* Given task
Select, from the data, each line where "React" occurs.

=-=-=-=-=

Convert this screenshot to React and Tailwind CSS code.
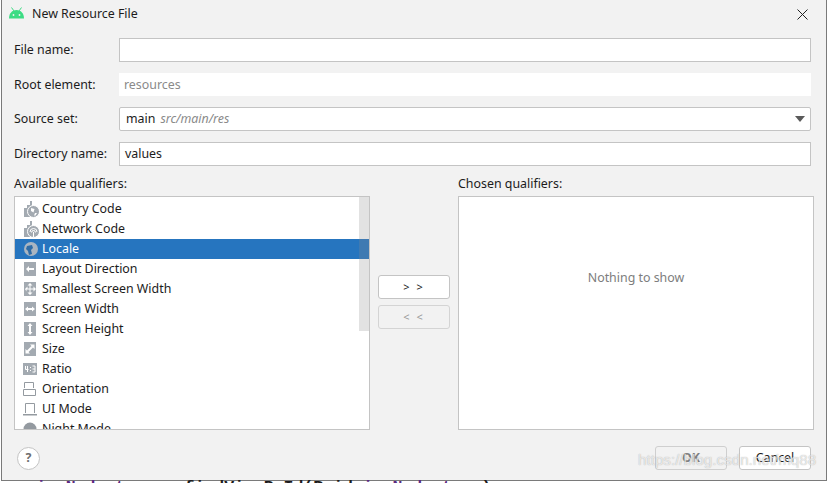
import React from "react";

const font = { fontFamily: '"Noto Sans", "Open Sans", sans-serif' };

function Square({ children }) {
  return (
    <svg width="14" height="14" viewBox="0 0 14 14" className="block">
      <rect x="1" y="0" width="12" height="14" fill="#a3aab1" />
      {children}
    </svg>
  );
}

function Cell({ children }) {
  return (
    <svg width="16" height="18" viewBox="0 0 16 18" className="block">
      <path d="M1 8h3V5h3V1h2v5H8v11H1z" fill="#a3aab1" />
      <circle cx="10.500" cy="11.500" r="6" fill="#a3aab1" stroke="#fff" />
      {children}
    </svg>
  );
}

const qualifiers = [
  {
    name: "Country Code",
    icon: (
      <Cell>
        <path d="M8 8l3.500 1-1 3.500-2.500-1.500zM12 13h2l-1.500 2.500H11z" fill="#fff" />
      </Cell>
    ),
  },
  {
    name: "Network Code",
    icon: (
      <Cell>
        <path d="M7 12a3.500 3.500 0 0 1 7 0M8.500 12.500a2 2 0 0 1 4 0M10.500 12v5" stroke="#fff" fill="none" />
      </Cell>
    ),
  },
  {
    name: "Locale",
    selected: true,
    icon: (
      <svg width="16" height="16" viewBox="0 0 16 16" className="block">
        <circle cx="8" cy="8" r="7" fill="#a9b5c1" />
        <path d="M4 5l5-1 1 3-2 2 1 4-3 1-1-4-2-2z" fill="#2f6ca6" />
      </svg>
    ),
  },
  {
    name: "Layout Direction",
    icon: (
      <Square>
        <path d="M3 7l3-3v2h5v2H6v2z" fill="#fff" />
      </Square>
    ),
  },
  {
    name: "Smallest Screen Width",
    icon: (
      <Square>
        <path d="M7 1l2.500 2.500h-2v3h3v-2L13 7l-2.500 2.500v-2h-3v3h2L7 13l-2.500-2.500h2v-3h-3v2L2 7l2.500-2.500v2h2v-3h-2z" fill="#fff" />
      </Square>
    ),
  },
  {
    name: "Screen Width",
    icon: (
      <Square>
        <path d="M2 7l3-2.500V6h4V4.500L12 7 9 9.500V8H5v1.500z" fill="#fff" />
      </Square>
    ),
  },
  {
    name: "Screen Height",
    icon: (
      <Square>
        <path d="M7 1l2.500 3H8v6h1.500L7 13l-2.500-3H6V4H4.500z" fill="#fff" />
      </Square>
    ),
  },
  {
    name: "Size",
    icon: (
      <Square>
        <path d="M7 2.500h4.500V7L10 5.500 5.500 10 7 11.500H2.500V7L4 8.500 8.500 4z" fill="#fff" />
      </Square>
    ),
  },
  {
    name: "Ratio",
    icon: (
      <svg width="14" height="12" viewBox="0 0 14 12" className="block">
        <rect width="14" height="12" fill="#a3aab1" />
        <path d="M2.500 3v3.500h3M4.500 3v6M7.500 4v1M7.500 7v1M9.500 3h2.500v6H9.500M9.500 6H12" stroke="#fff" fill="none" />
      </svg>
    ),
  },
  {
    name: "Orientation",
    icon: (
      <svg width="14" height="16" viewBox="0 0 14 16" className="block">
        <path d="M1.500 7V1.500h9V7M.5 8.500h12v6H.5z" stroke="#949aa0" fill="none" />
      </svg>
    ),
  },
  {
    name: "UI Mode",
    icon: (
      <svg width="14" height="14" viewBox="0 0 14 14" className="block">
        <path d="M2.500 11V1.500h9V11" stroke="#949aa0" fill="none" />
        <path d="M0 12h14v1.500H0z" fill="#949aa0" />
      </svg>
    ),
  },
  {
    name: "Night Mode",
    icon: (
      <svg width="14" height="14" viewBox="0 0 14 14" className="block">
        <circle cx="7" cy="7" r="6.500" fill="#949aa0" />
      </svg>
    ),
  },
];

function Field({ label, labelClass = "", children }) {
  return (
    <div className="flex items-center">
      <div className={`w-[105px] shrink-0 ${labelClass}`}>{label}</div>
      {children}
    </div>
  );
}

export default function App() {
  return (
    <div className="relative w-[827px] h-[483px] overflow-hidden bg-white text-[12.4px] text-[#1c1c1c]" style={font}>
      <div className="ml-px w-[824px] h-[480px] flex flex-col border-l border-r border-b border-[#7a7a7a] bg-[#f2f2f2] box-content">
        {/* title bar */}
        <div className="flex items-center h-[27px] pl-[6px] pr-[18px] pt-[1px]">
          <svg width="17" height="12" viewBox="0 0 17 12" className="block mr-[7px] mb-[2px]">
            <path d="M1 11.500C1 6.500 4 3 8.500 3S16 6.500 16 11.500z" fill="#3ddc84" />
            <path d="M3.500 0.500L6 4M13.500 0.500L11 4" stroke="#3ddc84" strokeWidth="1" />
            <circle cx="5.500" cy="8" r="0.900" fill="#f2f2f2" />
            <circle cx="11.500" cy="8" r="0.900" fill="#f2f2f2" />
          </svg>
          <span className="flex-1">New Resource File</span>
          <svg width="11" height="11" viewBox="0 0 11 11" className="block">
            <path d="M.5.5l10 10M10.500.5l-10 10" stroke="#222" />
          </svg>
        </div>

        {/* form */}
        <div className="flex flex-col gap-[11px] pt-[11px] pl-3 pr-[15px]">
          <Field label="File name:">
            <div className="h-6 flex-1 bg-white border border-[#c4c4c4]" />
          </Field>
          <Field label="Root element:" labelClass="pt-[2px]">
            <div className="h-[23px] flex-1 bg-white flex items-center pl-[5px] pt-[2px] text-[#8a8a8a]">resources</div>
          </Field>
          <Field label="Source set:">
            <div className="h-6 flex-1 bg-white border border-[#c4c4c4] rounded-[2px] flex items-center pl-[6px] pr-[5px]">
              <span>main</span>
              <span className="ml-[5px] italic text-[#8a8a8a] flex-1">src/main/res</span>
              <svg width="10" height="6" viewBox="0 0 10 6" className="block">
                <path d="M0 0h10L5 6z" fill="#5a5a5a" />
              </svg>
            </div>
          </Field>
          <Field label="Directory name:">
            <div className="h-6 flex-1 bg-white border border-[#c4c4c4] flex items-center pl-[5px]">values</div>
          </Field>
        </div>

        {/* qualifiers */}
        <div className="flex pt-[9px] pl-3 h-[264px]">
          <div className="w-[356px] flex flex-col">
            <div className="h-[21px] leading-[17px]">Available qualifiers:</div>
            <div className="relative h-[234px] bg-white border border-[#c4c4c4] overflow-hidden pt-[2px]">
              {qualifiers.map((q) => (
                <div
                  key={q.name}
                  className={`flex items-center h-5 pl-[8px] ${q.selected ? "bg-[#2675bf] text-white" : ""}`}
                >
                  <div className="w-[19px] shrink-0 flex items-center">{q.icon}</div>
                  <span>{q.name}</span>
                </div>
              ))}
              <div className="absolute right-0 top-0 w-[10px] h-[134px] bg-[#8c8c8c]/25" />
            </div>
          </div>
          <div className="w-[88px] flex flex-col items-center gap-[6px] pt-[100px]">
            <div className="w-[72px] h-6 bg-white border border-[#c4c4c4] rounded-[3px] flex items-center justify-center text-[11px] tracking-[2px]">&gt; &gt;</div>
            <div className="w-[72px] h-6 border border-[#d4d4d4] rounded-[3px] flex items-center justify-center text-[11px] tracking-[2px] text-[#9a9a9a]">&lt; &lt;</div>
          </div>
          <div className="w-[356px] flex flex-col">
            <div className="h-[21px] leading-[17px]">Chosen qualifiers:</div>
            <div className="h-[234px] bg-white border border-[#c4c4c4] flex items-center justify-center pb-[70px] text-[#7d7d7d]">Nothing to show</div>
          </div>
        </div>

        {/* footer */}
        <div className="flex items-center pl-[15px] pr-[15px] pt-4">
          <div className="w-[23px] h-[23px] rounded-full bg-white border border-[#c4c4c4] flex items-center justify-center font-bold text-[#6e6e6e]">?</div>
          <div className="flex-1" />
          <div className="w-[72px] h-6 border border-[#cfcfcf] rounded-[3px] flex items-center justify-center font-bold text-[#808080]">OK</div>
          <div className="ml-3 w-[72px] h-6 bg-white border border-[#c4c4c4] rounded-[3px] flex items-center justify-center">Cancel</div>
        </div>
      </div>

      {/* code behind the dialog */}
      <div className="absolute left-[36px] top-[478px] leading-[20px] font-bold text-[16.5px] text-[#1c1c1c] whitespace-nowrap" style={{ fontFamily: '"Liberation Mono", monospace' }}>
        <span className="text-[#5a2a82]">in Node tree</span> = findViewById(R.id.<span className="text-[#5a2a82]">in Node tree</span>);
      </div>

      {/* watermark */}
      <div className="absolute left-[638px] top-[449px] text-[15.2px] text-white/70 [text-shadow:0_0_1px_rgba(110,110,110,0.6)] whitespace-nowrap" style={{ fontFamily: '"Liberation Sans", sans-serif' }}>
        https://blog.csdn.net/mq88
      </div>
    </div>
  );
}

=-=-=-=-=

* Solved exercise
Convert this screenshot to React and Tailwind CSS code.
import React from "react";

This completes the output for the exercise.